2. Dr. Saji Varghese

World Conservation Day

Plastic is one of the biggest barriers in our fight for a greener environment, and plastic straws contribute to major plastic junk all over the world. Dr. Saji Varghese from Bangalore has found an alternative to the solution with fallen coconut fronds. This sustainable alternative has a shelf-life of nine months and can be left in a drink for up to six hours. The initiative by Dr. Saji is not only solving the problem of usage of plastics in the rural area but also generating employment for the local women. Let’s pledge to give up plastic this World Conservation Day and adopt similar eco-friendly alternatives.

3. Anil Malhotra and Pamela Gale Malhotra

World Conservation Day

Can someone replant a forest in 20 odd years?

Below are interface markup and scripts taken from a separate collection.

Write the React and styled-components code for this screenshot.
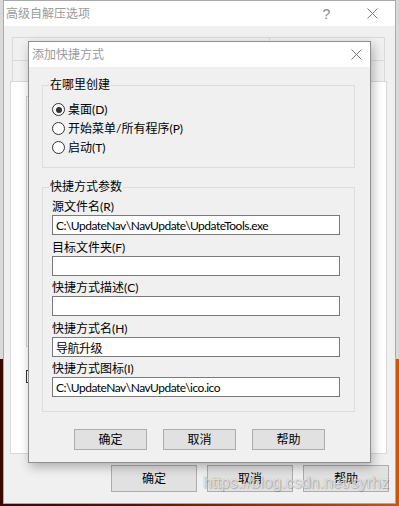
import React from 'react';
import styled, { createGlobalStyle } from 'styled-components';

const FONT = `Lato, "Noto Sans CJK SC", sans-serif`;

const GlobalStyle = createGlobalStyle`
  html, body {
    margin: 0;
    padding: 0;
  }
  body {
    width: 399px;
    height: 506px;
    overflow: hidden;
    font-family: ${FONT};
  }
`;

const Desktop = styled.div`
  position: relative;
  width: 399px;
  height: 506px;
  overflow: hidden;
  background:
    linear-gradient(#d9d9d9 0 359px, transparent 359px),
    linear-gradient(90deg, #3a0804 0%, #5a1305 35%, #9c3a0b 75%, #c9580f 100%);
`;

// windows sit on a free desktop, so they are placed by coordinates
const Window = styled.div`
  position: absolute;
  left: ${({ $left }) => $left}px;
  top: ${({ $top }) => $top}px;
  width: ${({ $width }) => $width}px;
  height: ${({ $height }) => $height}px;
  box-sizing: border-box;
  display: flex;
  flex-direction: column;
  background: #f0f0f0;
  border: 1px solid ${({ $border }) => $border};
  box-shadow: ${({ $shadow }) => $shadow || 'none'};
  font-family: ${FONT};
  font-size: 12px;
  color: #000;
`;

const TitleBar = styled.div`
  flex: none;
  height: 25px;
  display: flex;
  align-items: center;
  background: #fff;
  padding-left: ${({ $pad }) => $pad}px;
`;

const TitleText = styled.span`
  flex: 1;
  color: #9a9a9a;
  font-size: 12px;
  line-height: 16px;
`;

const CaptionButton = styled.div`
  width: ${({ $w }) => $w}px;
  height: 25px;
  display: flex;
  align-items: center;
  justify-content: center;
  color: #8a8a8a;
  font-family: "Liberation Sans", sans-serif;
  font-size: 14px;
`;

const CloseGlyph = () => (
  <svg width="11" height="11" viewBox="0 0 11 11">
    <path d="M0.5 0.5 L10.5 10.5 M10.5 0.5 L0.5 10.5" stroke="#7a7a7a" strokeWidth="1" fill="none" />
  </svg>
);

/* ---------- background dialog ---------- */

const BackBody = styled.div`
  flex: 1;
  display: flex;
  flex-direction: column;
  padding: 11px 8px 0 6px;
`;

const TabRow = styled.div`
  display: flex;
  margin: 0 2px;
  height: ${({ $h }) => $h}px;
`;

const TabCell = styled.div`
  box-sizing: border-box;
  width: ${({ $w }) => $w}px;
  border-top: 1px solid #d9d9d9;
  border-left: 1px solid #d9d9d9;
  ${({ $last }) => $last && 'border-right: 1px solid #d9d9d9;'}
`;

const Pane = styled.div`
  box-sizing: border-box;
  height: 373px;
  background: #fff;
  border: 1px solid #d9d9d9;
  padding: 14px 0 0 15px;
  display: flex;
  flex-direction: column;
  align-items: flex-start;
`;

const PaneBox = styled.div`
  width: 340px;
  height: 251px;
  box-sizing: border-box;
  border: 1px solid #d4d4d4;
`;

const CheckBox = styled.div`
  margin-top: 23px;
  width: 13px;
  height: 13px;
  box-sizing: border-box;
  border: 1px solid #333;
  background: #fff;
`;

const ButtonRow = styled.div`
  display: flex;
  gap: ${({ $gap }) => $gap}px;
  justify-content: ${({ $justify }) => $justify || 'flex-start'};
  margin: ${({ $margin }) => $margin};
`;

const Button = styled.div`
  box-sizing: border-box;
  width: ${({ $w }) => $w}px;
  height: ${({ $h }) => $h}px;
  display: flex;
  align-items: center;
  justify-content: center;
  background: #e1e1e1;
  border: 1px solid #adadad;
  font-size: 12px;
  line-height: 16px;
`;

/* ---------- shortcut dialog ---------- */

const FrontBody = styled.div`
  flex: 1;
  display: flex;
  flex-direction: column;
  padding: 10px 15px 0 13px;
`;

const Group = styled.fieldset`
  margin: ${({ $mt }) => $mt}px 0 0;
  padding: ${({ $pad }) => $pad};
  border: 1px solid #dcdcdc;
  min-width: 0;
  display: flex;
  flex-direction: column;
`;

const GroupTitle = styled.legend`
  margin-left: -3px;
  padding: 0 1px;
  font-size: 12px;
  line-height: 16px;
`;

const RadioRow = styled.label`
  display: flex;
  align-items: center;
  gap: 3px;
  height: 19px;
  line-height: 16px;
`;

const RadioCircle = styled.span`
  width: 13px;
  height: 13px;
  box-sizing: border-box;
  border: 1px solid #333;
  border-radius: 50%;
  background: #fff;
  display: flex;
  align-items: center;
  justify-content: center;

  &::after {
    content: '';
    width: 6px;
    height: 6px;
    border-radius: 50%;
    background: ${({ $checked }) => ($checked ? '#333' : 'transparent')};
  }
`;

const Field = styled.div`
  display: flex;
  flex-direction: column;
  margin-top: ${({ $mt }) => $mt}px;
`;

const FieldLabel = styled.span`
  line-height: 16px;
`;

const TextBox = styled.input`
  box-sizing: border-box;
  width: 288px;
  height: 20px;
  margin: 0;
  padding: 0 3px;
  border: 1px solid #7a7a7a;
  border-radius: 0;
  background: #fff;
  outline: none;
  font-family: ${FONT};
  font-size: 12px;
  line-height: 18px;
  letter-spacing: -0.5px;
  color: #000;
`;

const Watermark = styled.div`
  position: absolute;
  left: 203px;
  top: 474px;
  font-family: "Liberation Sans", Arial, sans-serif;
  font-size: 16px;
  line-height: 18px;
  color: rgba(255, 255, 255, 0.72);
  text-shadow: 0 0 1px rgba(0, 0, 0, 0.35), 1px 1px 1px rgba(0, 0, 0, 0.2);
  pointer-events: none;
`;

const places = [
  { text: '桌面(D)', checked: true },
  { text: '开始菜单/所有程序(P)' },
  { text: '启动(T)' },
];

const fields = [
  { label: '源文件名(R)', value: 'C:\\UpdateNav\\NavUpdate\\UpdateTools.exe', mt: 0 },
  { label: '目标文件夹(F)', value: '', mt: 5 },
  { label: '快捷方式描述(C)', value: '', mt: 4 },
  { label: '快捷方式名(H)', value: '导航升级', mt: 5 },
  { label: '快捷方式图标(I)', value: 'C:\\UpdateNav\\NavUpdate\\ico.ico', mt: 4 },
];

const App = () => (
  <Desktop>
    <GlobalStyle />

    <Window $left={3} $top={0} $width={393} $height={504} $border="#aaaaaa">
      <TitleBar $pad={2}>
        <TitleText>高级自解压选项</TitleText>
        <CaptionButton $w={45}>?</CaptionButton>
        <CaptionButton $w={46}>
          <CloseGlyph />
        </CaptionButton>
      </TitleBar>
      <BackBody>
        <TabRow $h={23}>
          <TabCell $w={257} />
          <TabCell $w={116} $last />
        </TabRow>
        <TabRow $h={21}>
          <TabCell $w={180} />
          <TabCell $w={193} $last />
        </TabRow>
        <Pane>
          <PaneBox />
          <CheckBox />
        </Pane>
        <ButtonRow $gap={10} $justify="flex-end" $margin="11px -2px 0 0">
          <Button $w={86} $h={27}>确定</Button>
          <Button $w={86} $h={27}>取消</Button>
          <Button $w={86} $h={27}>帮助</Button>
        </ButtonRow>
      </BackBody>
    </Window>

    <Window
      $left={28}
      $top={41}
      $width={343}
      $height={422}
      $border="#8f8f8f"
      $shadow="2px 4px 10px rgba(0, 0, 0, 0.28)"
    >
      <TitleBar $pad={3}>
        <TitleText>添加快捷方式</TitleText>
        <CaptionButton $w={28}>
          <CloseGlyph />
        </CaptionButton>
      </TitleBar>
      <FrontBody>
        <Group $mt={0} $pad="7px 9px 10px">
          <GroupTitle>在哪里创建</GroupTitle>
          {places.map((p) => (
            <RadioRow key={p.text}>
              <RadioCircle $checked={p.checked} />
              {p.text}
            </RadioRow>
          ))}
        </Group>

        <Group $mt={11} $pad="4px 9px 14px">
          <GroupTitle>快捷方式参数</GroupTitle>
          {fields.map((f) => (
            <Field key={f.label} $mt={f.mt}>
              <FieldLabel>{f.label}</FieldLabel>
              <TextBox readOnly value={f.value} />
            </Field>
          ))}
        </Group>

        <ButtonRow $gap={16} $margin="17px 0 0 32px">
          <Button $w={73} $h={21}>确定</Button>
          <Button $w={73} $h={21}>取消</Button>
          <Button $w={73} $h={21}>帮助</Button>
        </ButtonRow>
      </FrontBody>
    </Window>

    <Watermark>https://blog.csdn.net/syrhz</Watermark>
  </Desktop>
);

export default App;
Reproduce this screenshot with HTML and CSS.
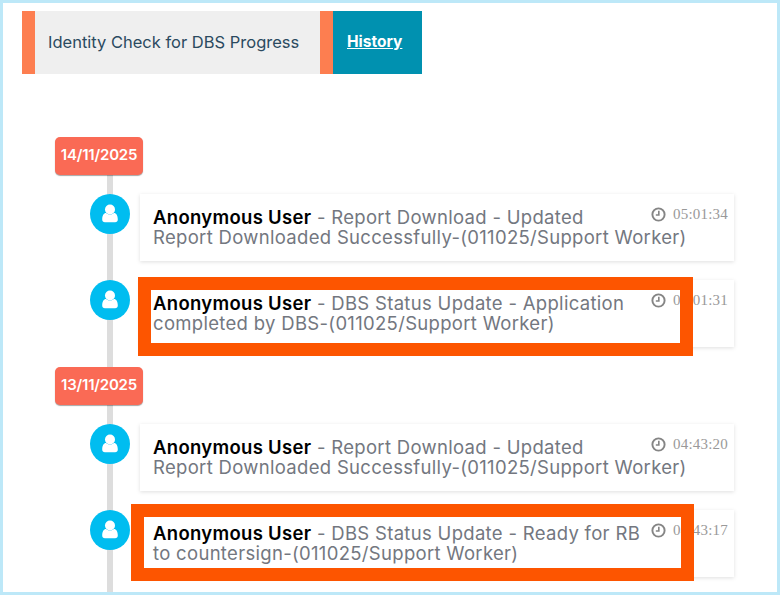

Well, this couple did it. When Anil and Pamela first saw their land in 1991, it was completely barren. Most of it was abandoned farms which had seen a lot of deforestation. But Anil and Pamela decided to take the challenge head-on and replanted the entire area. Now spreading across 300 acres, this private wildlife sanctuary in Coorg is home to 200 endangered species of plants and animals.

4. Shubhendu Sharma

World Conservation Day

Want to have your own little forest in your backyard? Well, Shubhendu Sharma is the guy you need to contact. An engineering graduate, Shubhendu Sharma started up his venture named Afforestt, which build self-sustaining mini forests. Using the Miyawaki method, they detect the natural vegetation of the area depending on the soil and the climate. And the result after a few years is pure magic. If you want to give your backyard a makeover, there’s no better day than the World Conservation Day.

5. Ipra Mekola

Nature is always seen as something sacrificable for development, and it was no different in Arunachal Pradesh. A rich area of Mishmi Hills is home to thousands of plant species and 100s of animal species, but a few years ago, the flora and fauna of this place were under threat. It was Ipra who not only fought them but also brought his community together to create a community conserved area. They also plan on starting wildlife tourism focused on the 680 species of birds as a way to provide a livelihood to the tribals.

6. Jadav Payeng

World Conservation Day
The President, Shri Pranab Mukherjee presenting the Padma Shri Award to Shri Jadav Payeng, at a Civil Investiture Ceremony, at Rashtrapati Bhavan, in New Delhi on April 08, 2015.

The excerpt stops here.